_AIM_. Quote the whole listing word for word. Do not include the pictures.

[Records from a collection]
'''

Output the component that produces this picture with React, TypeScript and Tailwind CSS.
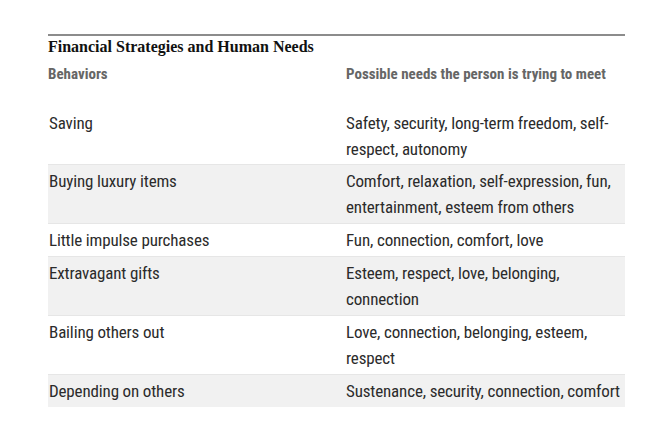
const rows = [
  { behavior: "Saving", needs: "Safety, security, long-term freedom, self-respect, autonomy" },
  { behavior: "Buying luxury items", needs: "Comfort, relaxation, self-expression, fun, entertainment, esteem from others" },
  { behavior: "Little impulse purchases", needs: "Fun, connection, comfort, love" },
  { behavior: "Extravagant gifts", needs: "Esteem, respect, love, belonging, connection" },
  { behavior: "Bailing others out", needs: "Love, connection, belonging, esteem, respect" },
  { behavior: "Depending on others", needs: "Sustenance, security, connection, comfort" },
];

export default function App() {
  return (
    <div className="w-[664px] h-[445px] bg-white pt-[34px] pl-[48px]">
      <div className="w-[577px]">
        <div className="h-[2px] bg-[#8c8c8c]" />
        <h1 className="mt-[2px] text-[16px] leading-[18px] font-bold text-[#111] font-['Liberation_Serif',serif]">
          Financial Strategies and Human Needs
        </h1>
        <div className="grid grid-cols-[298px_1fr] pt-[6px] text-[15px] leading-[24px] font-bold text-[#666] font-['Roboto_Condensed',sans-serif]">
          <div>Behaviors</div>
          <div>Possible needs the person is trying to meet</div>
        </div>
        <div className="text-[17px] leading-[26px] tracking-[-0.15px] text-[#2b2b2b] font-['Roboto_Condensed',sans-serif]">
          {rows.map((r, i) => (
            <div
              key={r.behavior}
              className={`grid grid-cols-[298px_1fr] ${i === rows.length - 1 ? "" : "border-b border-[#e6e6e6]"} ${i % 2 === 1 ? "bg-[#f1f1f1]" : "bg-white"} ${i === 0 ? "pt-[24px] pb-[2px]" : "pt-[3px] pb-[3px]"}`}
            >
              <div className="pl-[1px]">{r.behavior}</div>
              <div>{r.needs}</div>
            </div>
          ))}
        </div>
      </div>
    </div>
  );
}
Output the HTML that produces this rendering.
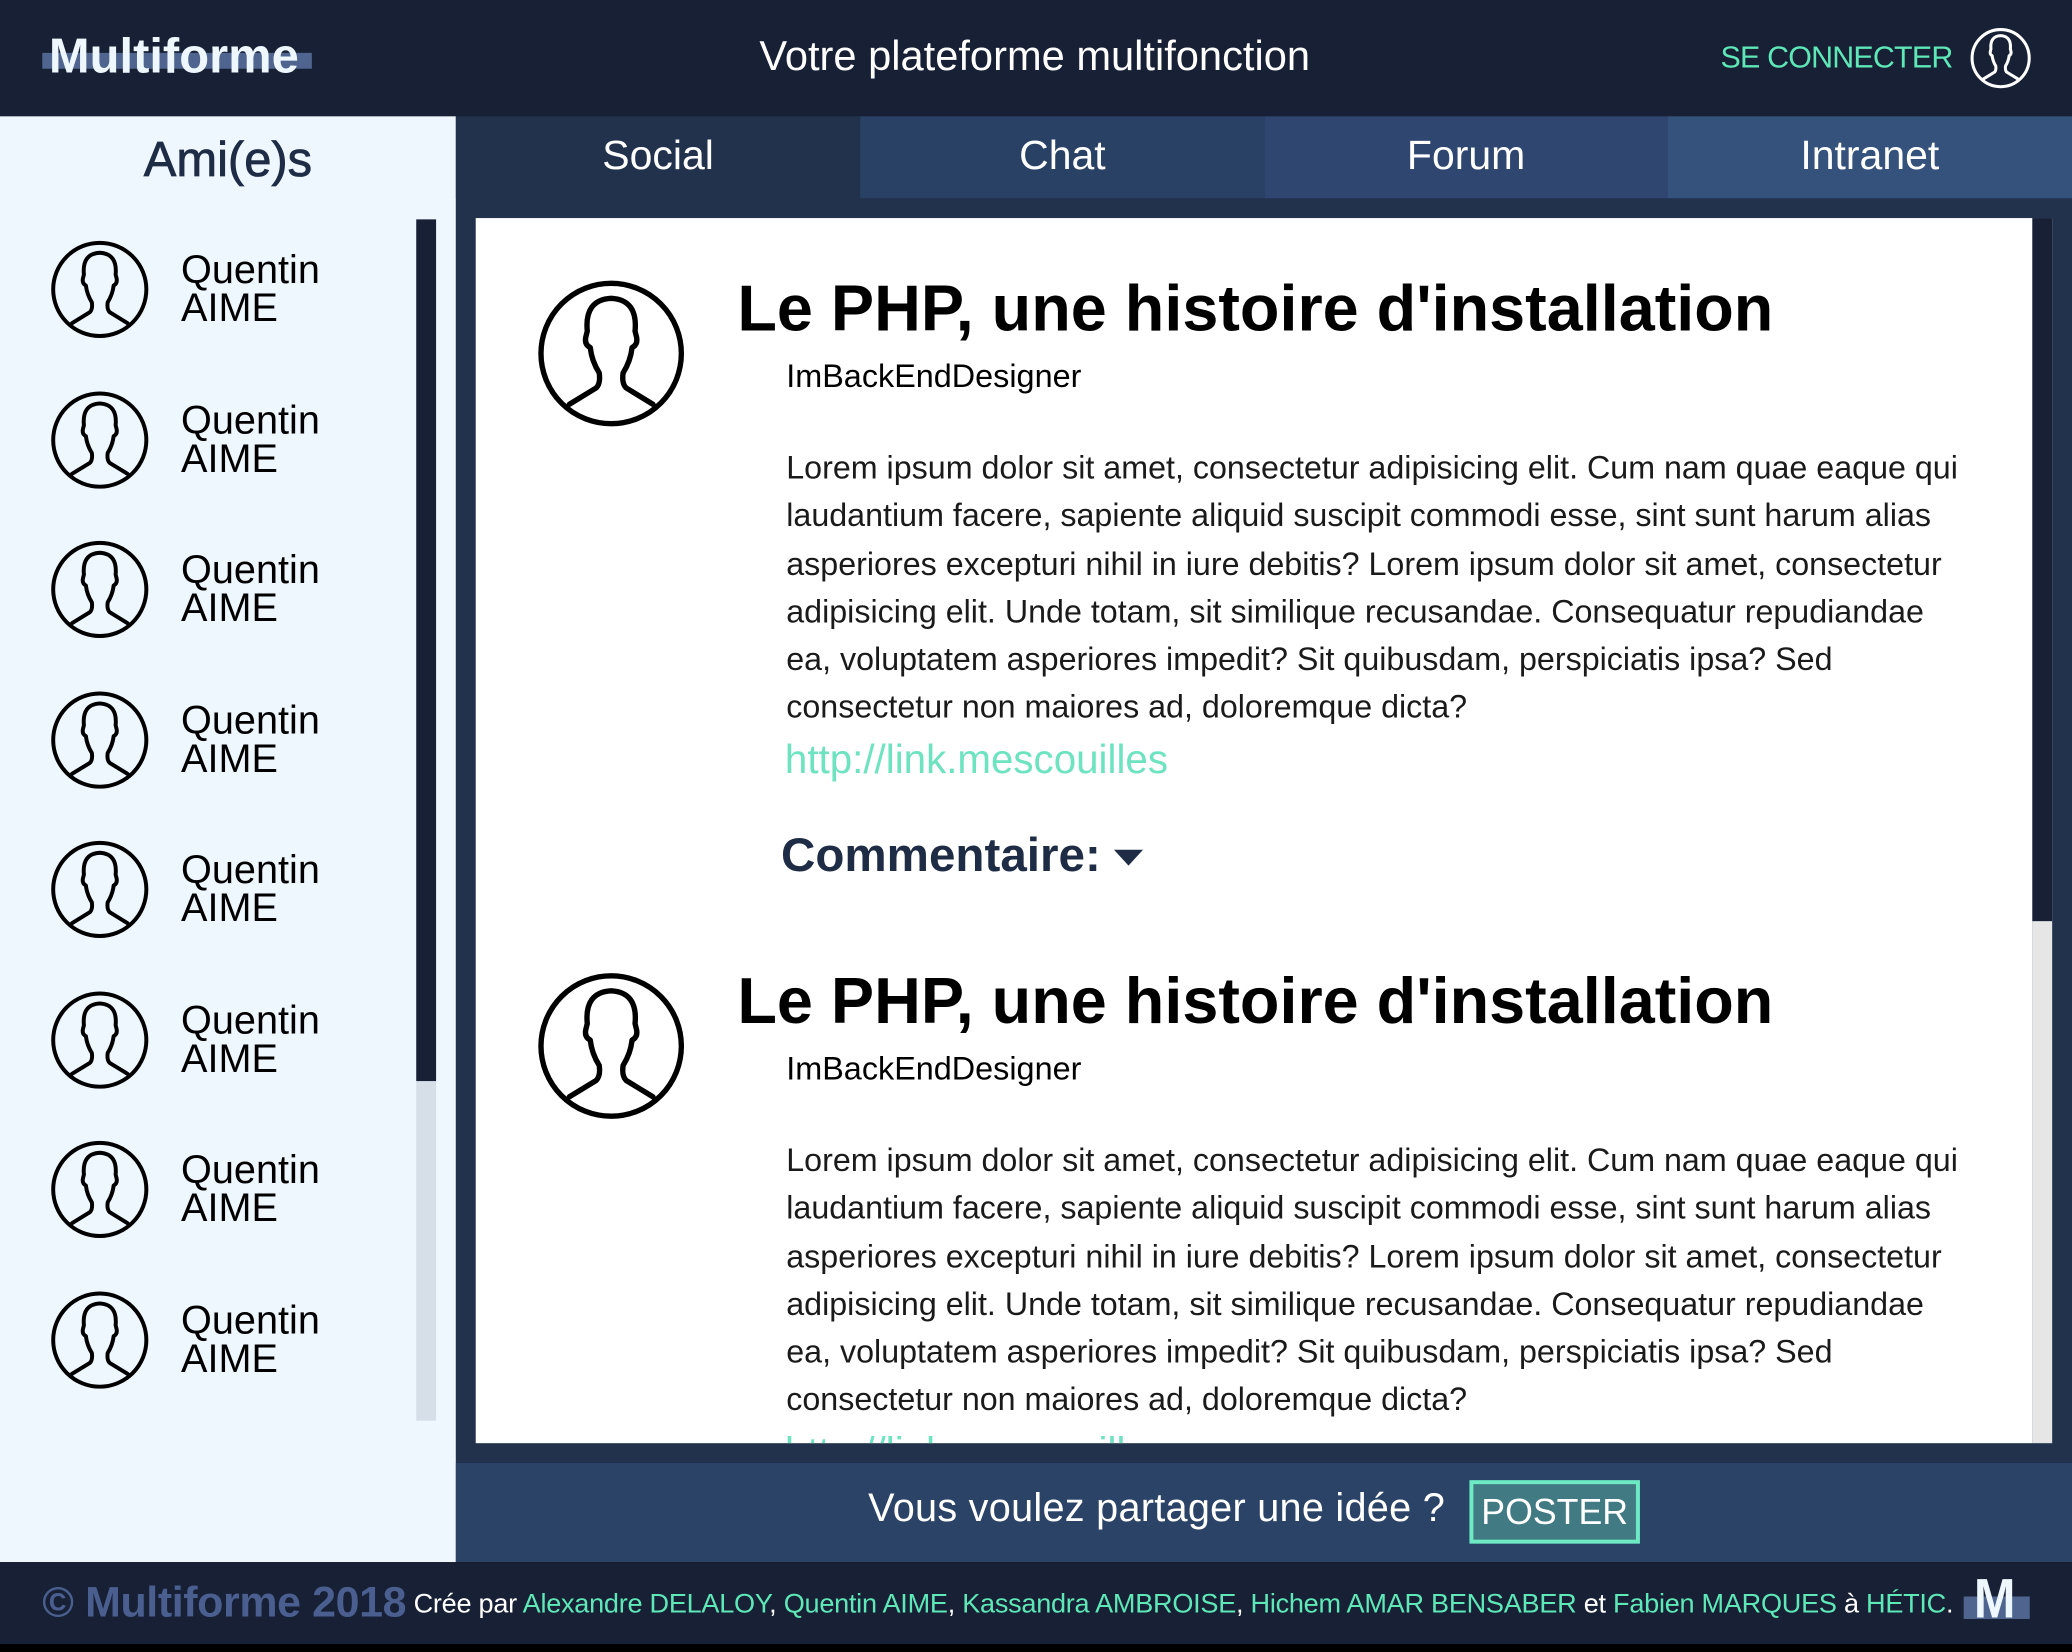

'''

_FULL SOLUTION_.
Output the component that produces this picture with React, TypeScript and Tailwind CSS.
const rows = [
  { behavior: "Saving", needs: "Safety, security, long-term freedom, self-respect, autonomy" },
  { behavior: "Buying luxury items", needs: "Comfort, relaxation, self-expression, fun, entertainment, esteem from others" },
  { behavior: "Little impulse purchases", needs: "Fun, connection, comfort, love" },
  { behavior: "Extravagant gifts", needs: "Esteem, respect, love, belonging, connection" },
  { behavior: "Bailing others out", needs: "Love, connection, belonging, esteem, respect" },
  { behavior: "Depending on others", needs: "Sustenance, security, connection, comfort" },
];

export default function App() {
  return (
    <div className="w-[664px] h-[445px] bg-white pt-[34px] pl-[48px]">
      <div className="w-[577px]">
        <div className="h-[2px] bg-[#8c8c8c]" />
        <h1 className="mt-[2px] text-[16px] leading-[18px] font-bold text-[#111] font-['Liberation_Serif',serif]">
          Financial Strategies and Human Needs
        </h1>
        <div className="grid grid-cols-[298px_1fr] pt-[6px] text-[15px] leading-[24px] font-bold text-[#666] font-['Roboto_Condensed',sans-serif]">
          <div>Behaviors</div>
          <div>Possible needs the person is trying to meet</div>
        </div>
        <div className="text-[17px] leading-[26px] tracking-[-0.15px] text-[#2b2b2b] font-['Roboto_Condensed',sans-serif]">
          {rows.map((r, i) => (
            <div
              key={r.behavior}
              className={`grid grid-cols-[298px_1fr] ${i === rows.length - 1 ? "" : "border-b border-[#e6e6e6]"} ${i % 2 === 1 ? "bg-[#f1f1f1]" : "bg-white"} ${i === 0 ? "pt-[24px] pb-[2px]" : "pt-[3px] pb-[3px]"}`}
            >
              <div className="pl-[1px]">{r.behavior}</div>
              <div>{r.needs}</div>
            </div>
          ))}
        </div>
      </div>
    </div>
  );
}
Output the HTML that produces this rendering.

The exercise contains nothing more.